### Task description
Determine which lines contain the word "React", then copy those lines.

----------------

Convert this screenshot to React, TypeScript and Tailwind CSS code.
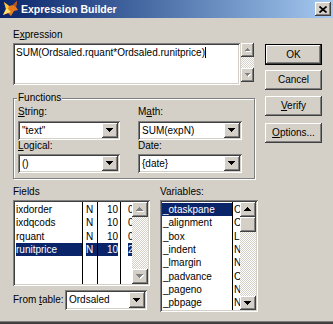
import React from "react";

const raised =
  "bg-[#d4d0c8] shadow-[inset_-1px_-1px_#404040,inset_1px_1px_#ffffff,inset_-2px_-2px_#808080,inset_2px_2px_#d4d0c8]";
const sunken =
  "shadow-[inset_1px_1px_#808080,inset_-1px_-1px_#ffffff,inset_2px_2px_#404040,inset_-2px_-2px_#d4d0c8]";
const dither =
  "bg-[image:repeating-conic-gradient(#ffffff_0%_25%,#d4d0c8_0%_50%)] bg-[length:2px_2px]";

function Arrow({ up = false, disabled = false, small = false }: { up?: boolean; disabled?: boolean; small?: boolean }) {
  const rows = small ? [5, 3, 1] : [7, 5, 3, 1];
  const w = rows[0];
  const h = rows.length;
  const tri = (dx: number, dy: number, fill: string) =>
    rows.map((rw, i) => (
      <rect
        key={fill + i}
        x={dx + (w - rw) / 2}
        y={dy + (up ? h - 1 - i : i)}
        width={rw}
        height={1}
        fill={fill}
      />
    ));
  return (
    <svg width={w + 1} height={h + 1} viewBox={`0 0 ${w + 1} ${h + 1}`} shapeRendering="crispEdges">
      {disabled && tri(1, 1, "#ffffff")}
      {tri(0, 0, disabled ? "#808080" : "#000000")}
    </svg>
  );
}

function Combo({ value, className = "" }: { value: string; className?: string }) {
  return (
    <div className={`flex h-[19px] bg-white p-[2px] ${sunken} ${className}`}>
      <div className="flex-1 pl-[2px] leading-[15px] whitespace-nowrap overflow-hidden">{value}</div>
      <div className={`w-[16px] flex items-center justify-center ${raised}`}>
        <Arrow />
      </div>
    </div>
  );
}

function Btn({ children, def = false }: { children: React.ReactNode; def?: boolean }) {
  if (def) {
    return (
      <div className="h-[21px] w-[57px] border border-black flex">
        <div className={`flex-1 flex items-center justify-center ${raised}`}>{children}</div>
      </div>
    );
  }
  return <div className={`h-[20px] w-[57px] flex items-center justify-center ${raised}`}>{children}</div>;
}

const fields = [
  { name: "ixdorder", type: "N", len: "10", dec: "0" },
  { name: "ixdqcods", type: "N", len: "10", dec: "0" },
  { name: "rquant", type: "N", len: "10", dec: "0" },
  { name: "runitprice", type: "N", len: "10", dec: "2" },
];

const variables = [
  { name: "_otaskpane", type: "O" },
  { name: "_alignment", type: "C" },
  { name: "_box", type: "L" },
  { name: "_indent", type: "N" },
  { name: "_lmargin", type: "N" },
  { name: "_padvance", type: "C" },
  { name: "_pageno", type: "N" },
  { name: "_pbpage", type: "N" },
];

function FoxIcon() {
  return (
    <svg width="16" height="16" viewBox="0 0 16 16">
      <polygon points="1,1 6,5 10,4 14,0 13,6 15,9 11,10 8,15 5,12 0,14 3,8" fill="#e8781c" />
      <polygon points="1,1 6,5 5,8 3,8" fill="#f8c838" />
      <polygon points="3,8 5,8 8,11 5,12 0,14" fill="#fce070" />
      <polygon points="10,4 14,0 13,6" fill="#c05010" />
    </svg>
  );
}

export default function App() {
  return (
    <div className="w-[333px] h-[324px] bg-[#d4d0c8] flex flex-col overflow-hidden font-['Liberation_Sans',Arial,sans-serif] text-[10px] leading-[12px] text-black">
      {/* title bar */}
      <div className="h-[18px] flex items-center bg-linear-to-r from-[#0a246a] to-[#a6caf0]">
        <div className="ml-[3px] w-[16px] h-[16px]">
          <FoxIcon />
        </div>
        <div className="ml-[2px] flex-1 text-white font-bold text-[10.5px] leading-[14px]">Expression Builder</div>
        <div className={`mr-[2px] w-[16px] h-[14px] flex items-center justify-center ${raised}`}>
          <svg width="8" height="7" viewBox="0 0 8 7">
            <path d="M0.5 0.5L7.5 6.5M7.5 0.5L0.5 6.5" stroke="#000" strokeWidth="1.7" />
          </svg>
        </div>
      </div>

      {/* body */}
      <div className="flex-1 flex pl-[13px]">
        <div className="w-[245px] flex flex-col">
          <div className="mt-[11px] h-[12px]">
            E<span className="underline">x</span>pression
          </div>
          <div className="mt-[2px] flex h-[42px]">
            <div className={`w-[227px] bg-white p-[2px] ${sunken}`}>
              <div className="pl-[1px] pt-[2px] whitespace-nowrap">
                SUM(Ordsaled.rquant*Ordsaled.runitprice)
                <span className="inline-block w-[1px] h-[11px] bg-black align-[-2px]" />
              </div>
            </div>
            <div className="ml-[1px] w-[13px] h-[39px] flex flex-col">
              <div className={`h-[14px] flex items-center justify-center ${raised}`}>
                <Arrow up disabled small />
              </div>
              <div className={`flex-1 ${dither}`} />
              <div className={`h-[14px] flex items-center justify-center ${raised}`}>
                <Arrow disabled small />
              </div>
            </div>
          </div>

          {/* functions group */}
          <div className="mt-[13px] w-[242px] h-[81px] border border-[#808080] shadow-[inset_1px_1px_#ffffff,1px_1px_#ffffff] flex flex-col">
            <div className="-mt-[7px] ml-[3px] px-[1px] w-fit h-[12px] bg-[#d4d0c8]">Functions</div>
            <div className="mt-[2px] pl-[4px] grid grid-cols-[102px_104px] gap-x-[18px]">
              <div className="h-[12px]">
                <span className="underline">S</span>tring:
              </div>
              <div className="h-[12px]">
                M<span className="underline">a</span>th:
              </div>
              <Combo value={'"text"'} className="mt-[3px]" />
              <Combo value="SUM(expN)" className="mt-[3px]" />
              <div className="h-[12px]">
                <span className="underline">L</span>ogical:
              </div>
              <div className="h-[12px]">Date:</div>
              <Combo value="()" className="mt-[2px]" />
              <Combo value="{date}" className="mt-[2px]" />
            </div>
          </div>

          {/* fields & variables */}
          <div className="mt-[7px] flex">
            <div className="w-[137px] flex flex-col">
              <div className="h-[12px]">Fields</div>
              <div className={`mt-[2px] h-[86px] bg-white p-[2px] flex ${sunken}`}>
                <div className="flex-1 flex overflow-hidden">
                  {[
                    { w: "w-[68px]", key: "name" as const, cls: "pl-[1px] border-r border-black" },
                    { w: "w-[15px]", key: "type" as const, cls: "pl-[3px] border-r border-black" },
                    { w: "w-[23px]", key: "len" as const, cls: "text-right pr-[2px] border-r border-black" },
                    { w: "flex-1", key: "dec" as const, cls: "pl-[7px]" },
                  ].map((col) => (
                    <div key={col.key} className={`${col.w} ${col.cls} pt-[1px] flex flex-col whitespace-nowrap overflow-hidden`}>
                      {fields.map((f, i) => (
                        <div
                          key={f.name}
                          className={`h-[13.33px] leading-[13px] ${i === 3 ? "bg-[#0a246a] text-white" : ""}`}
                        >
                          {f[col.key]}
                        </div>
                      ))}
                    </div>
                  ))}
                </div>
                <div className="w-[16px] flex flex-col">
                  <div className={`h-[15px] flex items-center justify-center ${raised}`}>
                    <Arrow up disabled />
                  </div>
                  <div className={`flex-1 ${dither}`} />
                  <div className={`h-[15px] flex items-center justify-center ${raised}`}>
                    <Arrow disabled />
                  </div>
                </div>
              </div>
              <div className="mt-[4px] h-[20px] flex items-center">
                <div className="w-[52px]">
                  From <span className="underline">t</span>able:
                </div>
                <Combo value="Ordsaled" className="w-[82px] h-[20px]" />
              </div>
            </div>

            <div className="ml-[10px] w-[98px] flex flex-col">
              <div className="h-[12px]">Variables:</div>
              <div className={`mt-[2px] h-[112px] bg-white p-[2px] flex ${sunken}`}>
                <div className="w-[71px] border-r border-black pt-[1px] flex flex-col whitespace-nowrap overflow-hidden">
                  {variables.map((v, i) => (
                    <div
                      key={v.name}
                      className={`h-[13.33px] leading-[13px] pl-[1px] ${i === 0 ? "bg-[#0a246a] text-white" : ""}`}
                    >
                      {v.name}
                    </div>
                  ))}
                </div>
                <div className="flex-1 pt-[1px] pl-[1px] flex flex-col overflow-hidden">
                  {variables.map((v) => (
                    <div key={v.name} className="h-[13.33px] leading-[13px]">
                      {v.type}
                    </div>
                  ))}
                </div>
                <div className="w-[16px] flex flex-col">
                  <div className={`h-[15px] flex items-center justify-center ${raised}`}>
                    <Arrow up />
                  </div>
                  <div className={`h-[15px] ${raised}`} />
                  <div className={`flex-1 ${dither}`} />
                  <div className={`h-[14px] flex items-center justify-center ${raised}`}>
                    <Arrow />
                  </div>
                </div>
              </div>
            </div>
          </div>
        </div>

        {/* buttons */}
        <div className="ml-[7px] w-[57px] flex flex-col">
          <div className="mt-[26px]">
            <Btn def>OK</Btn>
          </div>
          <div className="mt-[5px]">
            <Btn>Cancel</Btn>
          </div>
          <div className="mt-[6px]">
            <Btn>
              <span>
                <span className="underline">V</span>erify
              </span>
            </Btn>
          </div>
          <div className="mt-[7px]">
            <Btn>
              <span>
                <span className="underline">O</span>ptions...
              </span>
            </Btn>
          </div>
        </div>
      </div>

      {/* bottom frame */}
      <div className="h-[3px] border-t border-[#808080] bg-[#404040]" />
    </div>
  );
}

----------------

### Finished exercise
Convert this screenshot to React, TypeScript and Tailwind CSS code.
import React from "react";
function Btn({ children, def = false }: { children: React.ReactNode; def?: boolean }) {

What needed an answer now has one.